Regional groundwater flow pattern in fractured bedrock with a high-level radioactive waste repository: numerical simulation of the Xinchang site, northwestern China

The Xinchang site in northwest China has been selected as a potential deep geological repository for spent high-level radioactive waste (HLW) due to its low-permeability granite bedrock. Predicting the characteristics of long-term flow systems is of priority for improving the suitability assessment for a HLW disposal repository. In this study, a three-dimensional saturated-unsaturated groundwater flow numerical model, using the software TOUGH3/EOS9 with an improved evaporation module, was developed.

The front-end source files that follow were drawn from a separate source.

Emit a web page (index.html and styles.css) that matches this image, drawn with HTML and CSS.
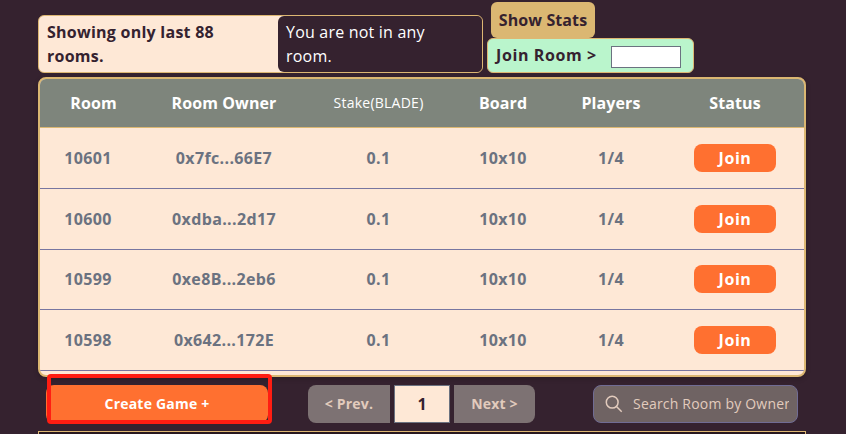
FILE: index.html
```html
<!DOCTYPE html>
<html lang="en">
<head>
<meta charset="utf-8">
<title>Rooms</title>
<link rel="stylesheet" href="styles.css">
</head>
<body>
<main class="page">
  <div class="top">
    <div class="notice">
      <p class="notice-count">Showing only last 88<br>rooms.</p>
      <p class="notice-room">You are not in any<br>room.</p>
    </div>
    <div class="actions">
      <button class="stats">Show Stats</button>
      <label class="join-room"><span>Join Room &gt;</span><input class="room-input" type="text"></label>
    </div>
  </div>

  <section class="table">
    <div class="row head"><span>Room</span><span>Room Owner</span><span class="stake">Stake(BLADE)</span><span>Board</span><span>Players</span><span>Status</span></div>
    <div class="row"><span class="id">10601</span><span>0x7fc...66E7</span><span>0.1</span><span>10x10</span><span>1/4</span><button class="join">Join</button></div>
    <div class="row"><span class="id">10600</span><span>0xdba...2d17</span><span>0.1</span><span>10x10</span><span>1/4</span><button class="join">Join</button></div>
    <div class="row"><span class="id">10599</span><span>0xe8B...2eb6</span><span>0.1</span><span>10x10</span><span>1/4</span><button class="join">Join</button></div>
    <div class="row"><span class="id">10598</span><span>0x642...172E</span><span>0.1</span><span>10x10</span><span>1/4</span><button class="join">Join</button></div>
  </section>

  <div class="controls">
    <div class="create-wrap"><button class="create">Create Game +</button><i class="highlight"></i></div>
    <div class="pager">
      <button class="prev">&lt; Prev.</button>
      <span class="current">1</span>
      <button class="next">Next &gt;</button>
    </div>
    <div class="search">
      <svg class="search-icon" viewBox="0 0 18 18"><circle cx="7.2" cy="7.2" r="5.9"/><path d="M11.5 11.5L16.7 16.7"/></svg>
      <span class="search-text">Search Room by Owner</span>
    </div>
  </div>
  <div class="panel"></div>
</main>
</body>
</html>
```
FILE: styles.css
```css
* { box-sizing: border-box; }
body {
  margin: 0;
  height: 434px;
  overflow: hidden;
  background: #35222f;
  color: #35222f;
  font: 700 16px/24px "Open Sans", "Noto Sans", sans-serif;
}
button {
  border: 0;
  padding: 0;
  font: inherit;
  color: inherit;
}
p { margin: 0; }
.page { width: 768px; margin-left: 38px; }
.top {
  display: flex;
  align-items: flex-end;
  gap: 4px;
  height: 73px;
}
.notice {
  display: flex;
  width: 445px;
  height: 58px;
  border: 1px solid #ddb773;
  border-radius: 6px;
  background: linear-gradient(90deg, #fee8d6 245px, #35222f 245px);
}
.notice p { padding: 4px 8px; white-space: nowrap; }
.notice .notice-count { width: 239px; letter-spacing: .25px; }
.notice-room {
  flex: 1;
  border-radius: 6px;
  background: #35222f;
  color: #fff;
  font-weight: 400;
  letter-spacing: .2px;
}
.actions { display: flex; flex-direction: column; }
.stats {
  width: 104px;
  height: 36px;
  margin-left: 4px;
  border-radius: 6px;
  background: #dbb772;
  letter-spacing: .1px;
}
.join-room {
  display: flex;
  justify-content: space-between;
  width: 207px;
  height: 35px;
  padding: 4px 12px 4px 8px;
  border: 1px solid #ddb773;
  border-radius: 6px;
  background: #baf5cc;
  letter-spacing: .6px;
}
.room-input {
  width: 70px;
  height: 22px;
  margin-top: 3px;
  border: 1px solid #6b7280;
  background: #fff;
}
.table {
  height: 300px;
  margin-top: 4px;
  border: 2px solid #dbb772;
  border-radius: 8px;
  background: #fee8d6;
  overflow: hidden;
  box-shadow: 0 2px 5px #0003;
}
.row {
  display: grid;
  grid-template-columns: 107px 154px 155px 94px 122px 126px;
  align-items: center;
  justify-items: center;
  height: 61px;
  border-bottom: 1px solid #7876a0;
  color: #6b7280;
  letter-spacing: .35px;
}
.row:nth-child(4) { height: 60px; padding-bottom: 1px; }
.head {
  height: 49px;
  border-color: #dbb772;
  background: #7e857c;
  color: #fff;
  letter-spacing: .1px;
}
.stake { font-size: 14px; font-weight: 400; letter-spacing: .25px; }
.id { margin-right: 11px; }
.join {
  width: 82px;
  height: 28px;
  border-radius: 8px;
  background: #ff7030;
  color: #fff;
  letter-spacing: .6px;
}
.controls {
  display: flex;
  height: 38px;
  margin: 8px 8px 8px;
  font-size: 14px;
}
.create-wrap { position: relative; width: 222px; }
.create {
  width: 222px;
  height: 38px;
  border-radius: 8px;
  background: #ff7030;
  color: #fff;
  letter-spacing: .2px;
}
.highlight {
  position: absolute;
  left: 1px;
  top: -11px;
  width: 225px;
  height: 50px;
  border: 4px solid #ff1d12;
  border-radius: 4px;
}
.pager { display: flex; gap: 4px; margin-left: 40px; }
.prev, .next {
  width: 82px;
  background: #7d7273;
  color: #e2cbbd;
  letter-spacing: .2px;
}
.prev { border-radius: 8px 0 0 8px; }
.next { width: 81px; border-radius: 0 8px 8px 0; }
.current {
  width: 56px;
  border: 1px solid #6b7280;
  background: #fee8d6;
  text-align: center;
  font-size: 16px;
  line-height: 36px;
}
.search {
  display: flex;
  align-items: center;
  width: 205px;
  margin: 0 0 0 58px;
  padding: 0 8px 0 11px;
  border: 1px solid #706c94;
  border-radius: 8px;
  background: #6f6363;
  color: #e2cbbd;
  font-weight: 400;
}
.search-icon {
  flex: none;
  width: 18px;
  height: 18px;
  margin-right: 10px;
  fill: none;
  stroke: #e2cbbd;
  stroke-width: 1.5;
}
.search-text { overflow: hidden; white-space: nowrap; letter-spacing: .2px; }
.panel {
  height: 20px;
  border: 1px solid #ddb773;
  background: #28171f;
}
```
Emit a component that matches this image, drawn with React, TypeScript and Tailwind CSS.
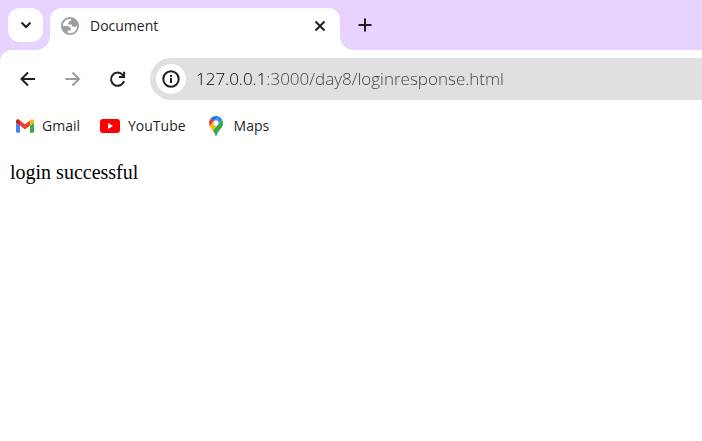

It was subsequently used to reveal the regional groundwater flow patterns in the bedrock fracture network and to provide scientific support for the safety assessment of the potential HLW disposal repository at the Xinchang site. The regional groundwater flow system associated with the Xinchang site can be characterized by three hydrogeological units. The groundwater at Xinchang site cannot flow into the Hexi Corridor due to the high surface topography and low-permeability F11 fault, but it flows southward to Yuanyang Ditch and then discharges from the east and south boundaries. Changes in precipitation, fault permeability and fault connectivity only cause fluctuation of the water table in local areas, and do not impact the regional groundwater flow patterns. Topography is the main factor determining regional groundwater flow. The proposed model is expected to serve as a powerful tool for studying groundwater flow patterns in fractured bedrock regions and provides the foundation for deeper analysis of nuclides migration in terms of distance and time in the Xinchang area.